Why Did the ECB Take the Action It Did?
A weaker currency would accomplish two key things. First, it would make European exports more competitive abroad and imports more expensive. A weaker euro would thus make European-made goods cheaper to foreign buyers, and would stimulate demand and economic growth, while discouraging competition from imports. But for those goods and services that are imported, they would become more expensive, helping to accomplish the ECB's goal of increasing inflation up to, but not above, 2%.
Inflation in the Eurozone was -0.2% year over year in February, according to Eurostat, and that is certainly a disappointing outcome, especially because it fell from a 0.3% year over year increase in January. More inflation would make existing debts easier to repay, for one, and it would also encourage consumption and investment now, instead of postponing it (or abandoning new investment projects altogether).
Of course, goosing inflation can come from increasing demand for goods and services. That would reduce slack in the economy, as unemployment falls and wages might (hopefully) rise and as spare capacity is eroded. That's why the ECB wants banks to lend, so as to get businesses to invest and consumers to spend. Giving banks free money to lend (and even charging them on certain assets for those funds they stash at the central bank) is one way to motivate banks to push loans on to creditworthy customers.
Why Were the Markets Initially Disappointed?
Eventually, investors realize that central bankers may be pushing on a string. Even if banks want to lend, and loans are cheap, it is beyond anyone's power to force a would-be borrower from taking on a loan. That is particularly the case when confidence is reduced by the same central bank in question.
Indeed, the seeds of the program's disappointment are sown into the policy statement itself. The ECB slashed its forecast for inflation this year - and lowered its projections for 2017 as well. It now expects consumer prices to rise by just 0.1% in 2016, having forecast in December they would rise by 1%, with inflation set to pick up to 1.3% in 2017 and 1.6% in 2018, still below its target of just below 2%.
The ECB also cut its growth forecasts, with Eurozone gross domestic product projected to increase by 1.4% this year and 1.7% next, identical to forecasts by the Organization for Economic Cooperation and Development. That compares to previous projected growth rates of 1.7% and 1.9% respectively.

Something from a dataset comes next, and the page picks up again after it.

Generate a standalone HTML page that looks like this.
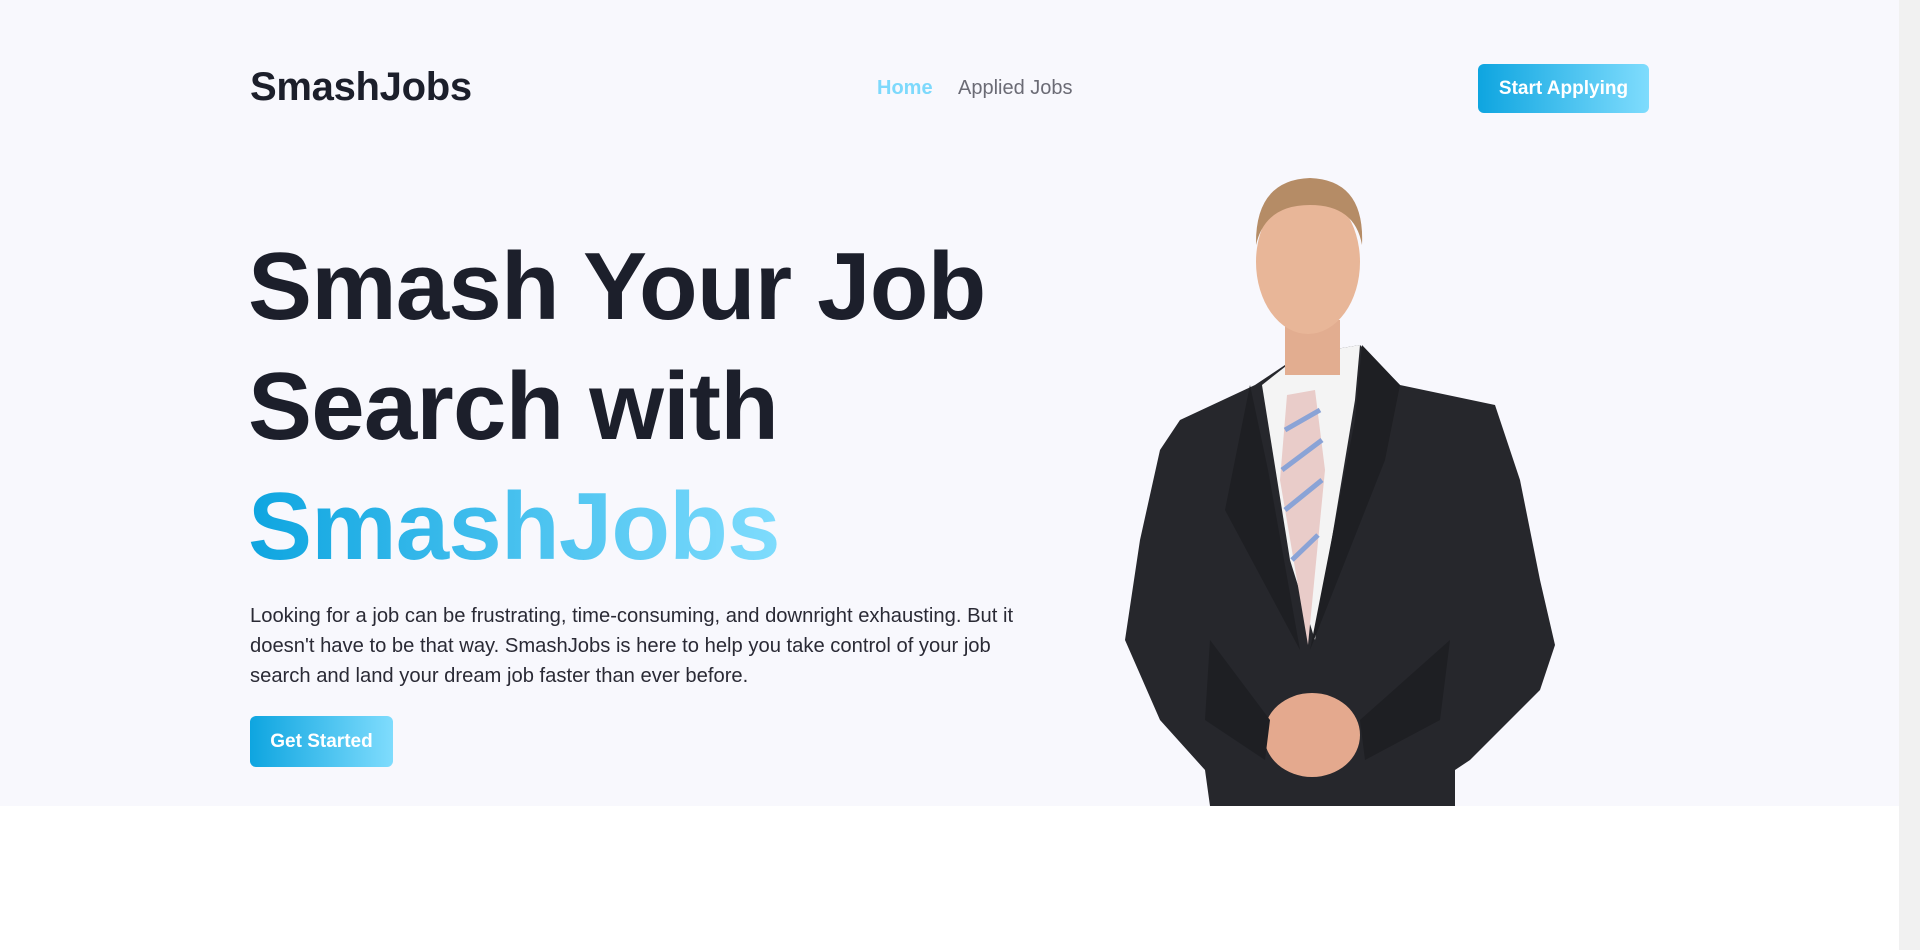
<!DOCTYPE html>
<html><head><meta charset="utf-8"><style>
*{margin:0;padding:0;box-sizing:border-box}
html,body{width:1920px;height:950px;overflow:hidden;background:#fff;font-family:"Liberation Sans",sans-serif}
.hero{position:absolute;left:0;top:0;width:1899px;height:806px;background:#f8f8fd}
.logo{position:absolute;left:250px;top:65px;font-size:40px;font-weight:bold;color:#1c1f2b;letter-spacing:-0.3px}
.nav{position:absolute;top:77px;font-size:20px}
.btn{position:absolute;background:linear-gradient(90deg,#0ea5e0,#7fdcfd);color:#fff;font-weight:bold;font-size:19px;border-radius:6px;display:flex;align-items:center;justify-content:center}
h1{position:absolute;left:248px;top:227px;font-size:96px;line-height:120px;letter-spacing:-0.8px;color:#1c1f2b;font-weight:bold}
.grad{background:linear-gradient(90deg,#0ea5e0,#7fdcfd);-webkit-background-clip:text;background-clip:text;color:transparent}
p{position:absolute;left:250px;top:601px;width:780px;font-size:20.2px;line-height:30px;color:#2a2a35}
.sb{position:absolute;left:1899px;top:0;width:21px;height:950px;background:#f1f1f1}
.th{position:absolute;left:1901px;top:20px;width:17px;height:280px;background:#c1c1c1}
</style></head><body>
<div class="hero">
<div class="logo">SmashJobs</div>
<div class="nav" style="left:877px;color:#7dd9fc;font-weight:bold">Home</div>
<div class="nav" style="left:958px;color:#6b6b75">Applied Jobs</div>
<div class="btn" style="left:1478px;top:64px;width:171px;height:49px">Start Applying</div>
<h1>Smash Your Job<br>Search with<br><span class="grad">SmashJobs</span></h1>
<p>Looking for a job can be frustrating, time-consuming, and downright exhausting. But it doesn't have to be that way. SmashJobs is here to help you take control of your job search and land your dream job faster than ever before.</p>
<div class="btn" style="left:250px;top:716px;width:143px;height:51px">Get Started</div>
<svg style="position:absolute;left:0;top:0" width="1899" height="806">
<path d="M1180 420 L1255 385 L1300 355 L1360 345 L1400 385 L1495 405 L1520 480 L1540 580 L1555 645 L1540 690 L1470 760 L1455 770 L1455 806 L1210 806 L1205 770 L1160 720 L1125 640 L1140 540 L1160 450 Z" fill="#26272c"/>
<path d="M1262 385 L1300 355 L1360 345 L1355 400 L1315 640 L1290 560 Z" fill="#f4f4f4"/>
<path d="M1287 395 L1315 390 L1325 470 L1308 645 L1280 480 Z" fill="#e9ccc9"/>
<path d="M1285 430 L1320 410 M1282 470 L1322 440 M1285 510 L1322 480 M1292 560 L1318 535" stroke="#8aa3d6" stroke-width="5"/>
<path d="M1250 385 L1268 470 L1300 650 L1225 510 Z" fill="#1e1f23"/>
<path d="M1362 345 L1400 385 L1385 460 L1310 650 L1355 420 Z" fill="#1e1f23"/>
<rect x="1285" y="320" width="55" height="55" fill="#e2ad90"/>
<ellipse cx="1308" cy="262" rx="52" ry="72" fill="#e8b698"/>
<path d="M1256 245 Q1255 180 1310 178 Q1365 180 1362 245 Q1355 205 1310 205 Q1265 205 1256 245 Z" fill="#b58c66"/>
<ellipse cx="1312" cy="735" rx="48" ry="42" fill="#e4a98e"/>
<path d="M1210 640 L1270 720 L1265 760 L1205 720 Z" fill="#1e1f23"/>
<path d="M1450 640 L1360 720 L1365 760 L1440 720 Z" fill="#1e1f23"/>
</svg>
</div>
<div class="sb"><div class="th"></div></div>
</body></html>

So, if prices are expected to grow only slowly, and the economy might expand only modestly, what business would want to borrow to expand its operations? Similarly, why would consumers desire to leverage themselves further if their wages may not grow? When policy measures intended to reassure and to encourage consumption and investment are announced at the same time as forecasts that neither goal seems likely, it is easy to see why markets were disappointed.